Information provided:
____________

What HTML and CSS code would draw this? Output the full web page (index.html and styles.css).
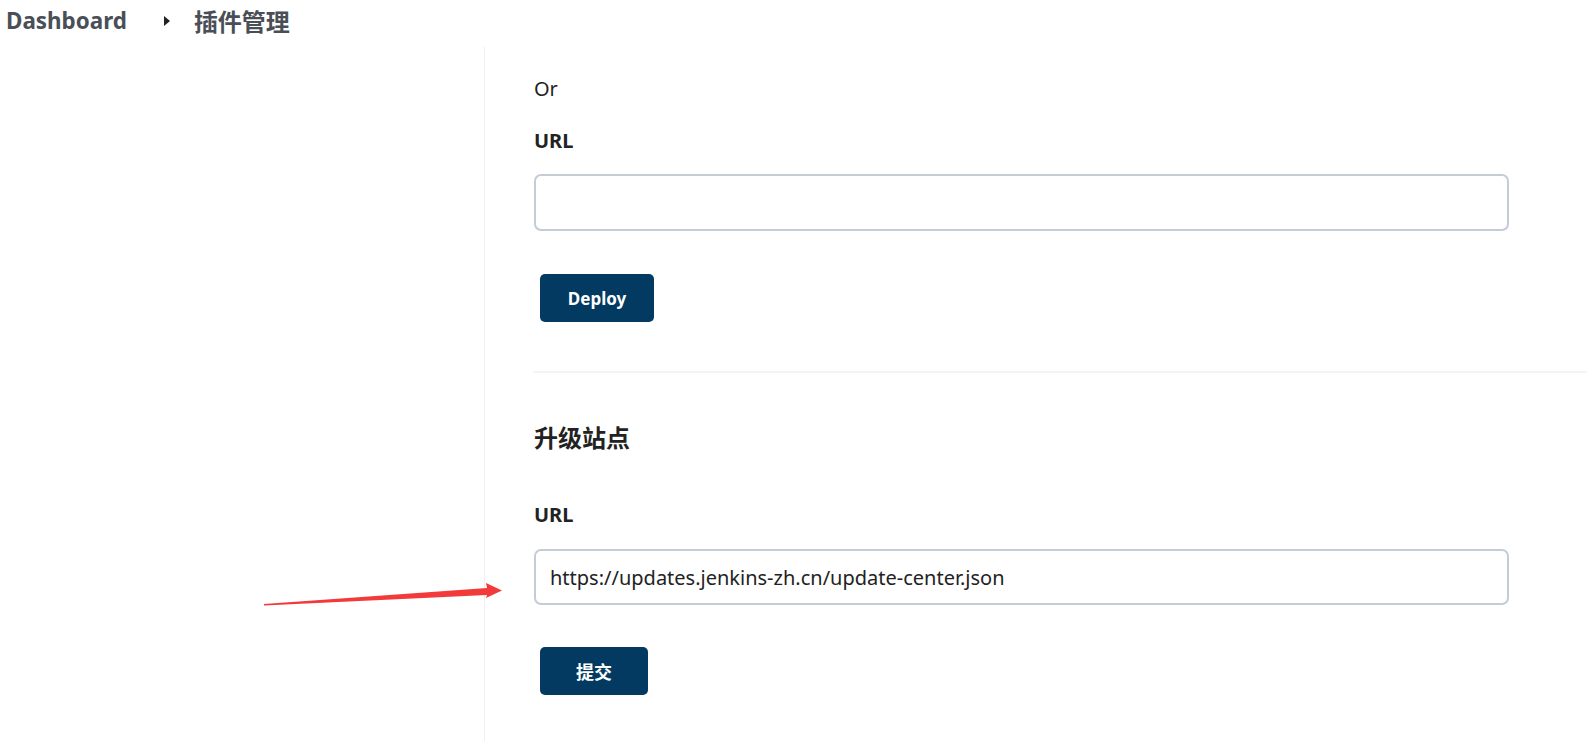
FILE: index.html
```html
<!DOCTYPE html>
<html lang="zh">
<head>
<meta charset="utf-8">
<title>插件管理</title>
<link rel="stylesheet" href="styles.css">
</head>
<body>
<header class="breadcrumbs">
  <a class="crumb">Dashboard</a>
  <span class="chevron"></span>
  <a class="crumb current">插件管理</a>
</header>
<div class="page">
  <aside class="side"></aside>
  <main class="main">
    <p class="or">Or</p>
    <label class="label">URL</label>
    <input class="field" type="text" value="">
    <button class="btn btn-deploy">Deploy</button>
    <hr class="divider">
    <h2 class="title">升级站点</h2>
    <label class="label label-2">URL</label>
    <input class="field field-2" type="text" value="https://updates.jenkins-zh.cn/update-center.json">
    <button class="btn btn-submit">提交</button>
  </main>
</div>
<svg class="arrow" width="1586" height="741" viewBox="0 0 1586 741">
  <polygon points="264,604 487,588 486,583 502,590.5 486,598 487,595 264,605.5" fill="#f33a3a"/>
</svg>
</body>
</html>
```
FILE: styles.css
```css
* { box-sizing: border-box; }
html, body { margin: 0; padding: 0; background: #fff; }
body {
  font-family: "Noto Sans", "Noto Sans CJK SC", sans-serif;
  color: #1f1f24;
  height: 741px;
  overflow: hidden;
  position: relative;
}
.breadcrumbs {
  height: 47px;
  display: flex;
  align-items: center;
  padding: 0 0 6px 6px;
}
.crumb {
  font-family: "Noto Sans", "Noto Sans CJK SC", sans-serif;
  font-weight: 700;
  font-size: 22.4px;
  color: #4a4f57;
}
.crumb.current { font-size: 24px; }
.chevron {
  width: 0; height: 0;
  border-top: 5px solid transparent;
  border-bottom: 5px solid transparent;
  border-left: 6px solid #222;
  margin: 0 24px 0 37px;
}
.page {
  display: flex;
  height: 694px;
}
.side {
  width: 485px;
  flex: none;
  border-right: 1px solid #efeff1;
}
.main {
  flex: 1;
  padding: 29px 0 0 49px;
  display: flex;
  flex-direction: column;
  align-items: flex-start;
}
.or {
  margin: 0;
  font-size: 20px;
  line-height: 26px;
  color: #222;
}
.label {
  display: block;
  margin-top: 26px;
  font-size: 20px;
  line-height: 26px;
  font-weight: 700;
  color: #222;
}
.field {
  display: block;
  margin-top: 20px;
  width: 975px;
  height: 57px;
  border: 2px solid #c3ccd7;
  border-radius: 7px;
  padding: 0 14px;
  font-family: "Noto Sans", "Noto Sans CJK SC", sans-serif;
  font-size: 20px;
  color: #222;
  background: #fff;
  outline: none;
}
.field-2 { margin-top: 21px; height: 56px; }
.btn {
  margin: 43px 0 0 6px;
  height: 48px;
  border: none;
  border-radius: 5px;
  background: #033a62;
  color: #fff;
  font-family: "Noto Sans", "Noto Sans CJK SC", sans-serif;
  font-weight: 700;
  font-size: 17px;
  cursor: pointer;
}
.btn-deploy { width: 114px; }
.btn-submit { width: 108px; font-size: 18px; margin-top: 42px; }
.divider {
  align-self: stretch;
  margin: 49px 0 0 0;
  border: none;
  border-top: 2px solid #f3f3f4;
  height: 0;
}
.title {
  margin: 50px 0 0 0;
  font-size: 24px;
  line-height: 30px;
  font-weight: 700;
  color: #222;
}
.label-2 { margin-top: 49px; }
.arrow {
  position: absolute;
  left: 0; top: 0;
  pointer-events: none;
}
```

____________

Short exercise: Copy the whole of the material above exactly, but not its images.

Full response:
What HTML and CSS code would draw this? Output the full web page (index.html and styles.css).
FILE: index.html
```html
<!DOCTYPE html>
<html lang="zh">
<head>
<meta charset="utf-8">
<title>插件管理</title>
<link rel="stylesheet" href="styles.css">
</head>
<body>
<header class="breadcrumbs">
  <a class="crumb">Dashboard</a>
  <span class="chevron"></span>
  <a class="crumb current">插件管理</a>
</header>
<div class="page">
  <aside class="side"></aside>
  <main class="main">
    <p class="or">Or</p>
    <label class="label">URL</label>
    <input class="field" type="text" value="">
    <button class="btn btn-deploy">Deploy</button>
    <hr class="divider">
    <h2 class="title">升级站点</h2>
    <label class="label label-2">URL</label>
    <input class="field field-2" type="text" value="https://updates.jenkins-zh.cn/update-center.json">
    <button class="btn btn-submit">提交</button>
  </main>
</div>
<svg class="arrow" width="1586" height="741" viewBox="0 0 1586 741">
  <polygon points="264,604 487,588 486,583 502,590.5 486,598 487,595 264,605.5" fill="#f33a3a"/>
</svg>
</body>
</html>
```
FILE: styles.css
```css
* { box-sizing: border-box; }
html, body { margin: 0; padding: 0; background: #fff; }
body {
  font-family: "Noto Sans", "Noto Sans CJK SC", sans-serif;
  color: #1f1f24;
  height: 741px;
  overflow: hidden;
  position: relative;
}
.breadcrumbs {
  height: 47px;
  display: flex;
  align-items: center;
  padding: 0 0 6px 6px;
}
.crumb {
  font-family: "Noto Sans", "Noto Sans CJK SC", sans-serif;
  font-weight: 700;
  font-size: 22.4px;
  color: #4a4f57;
}
.crumb.current { font-size: 24px; }
.chevron {
  width: 0; height: 0;
  border-top: 5px solid transparent;
  border-bottom: 5px solid transparent;
  border-left: 6px solid #222;
  margin: 0 24px 0 37px;
}
.page {
  display: flex;
  height: 694px;
}
.side {
  width: 485px;
  flex: none;
  border-right: 1px solid #efeff1;
}
.main {
  flex: 1;
  padding: 29px 0 0 49px;
  display: flex;
  flex-direction: column;
  align-items: flex-start;
}
.or {
  margin: 0;
  font-size: 20px;
  line-height: 26px;
  color: #222;
}
.label {
  display: block;
  margin-top: 26px;
  font-size: 20px;
  line-height: 26px;
  font-weight: 700;
  color: #222;
}
.field {
  display: block;
  margin-top: 20px;
  width: 975px;
  height: 57px;
  border: 2px solid #c3ccd7;
  border-radius: 7px;
  padding: 0 14px;
  font-family: "Noto Sans", "Noto Sans CJK SC", sans-serif;
  font-size: 20px;
  color: #222;
  background: #fff;
  outline: none;
}
.field-2 { margin-top: 21px; height: 56px; }
.btn {
  margin: 43px 0 0 6px;
  height: 48px;
  border: none;
  border-radius: 5px;
  background: #033a62;
  color: #fff;
  font-family: "Noto Sans", "Noto Sans CJK SC", sans-serif;
  font-weight: 700;
  font-size: 17px;
  cursor: pointer;
}
.btn-deploy { width: 114px; }
.btn-submit { width: 108px; font-size: 18px; margin-top: 42px; }
.divider {
  align-self: stretch;
  margin: 49px 0 0 0;
  border: none;
  border-top: 2px solid #f3f3f4;
  height: 0;
}
.title {
  margin: 50px 0 0 0;
  font-size: 24px;
  line-height: 30px;
  font-weight: 700;
  color: #222;
}
.label-2 { margin-top: 49px; }
.arrow {
  position: absolute;
  left: 0; top: 0;
  pointer-events: none;
}
```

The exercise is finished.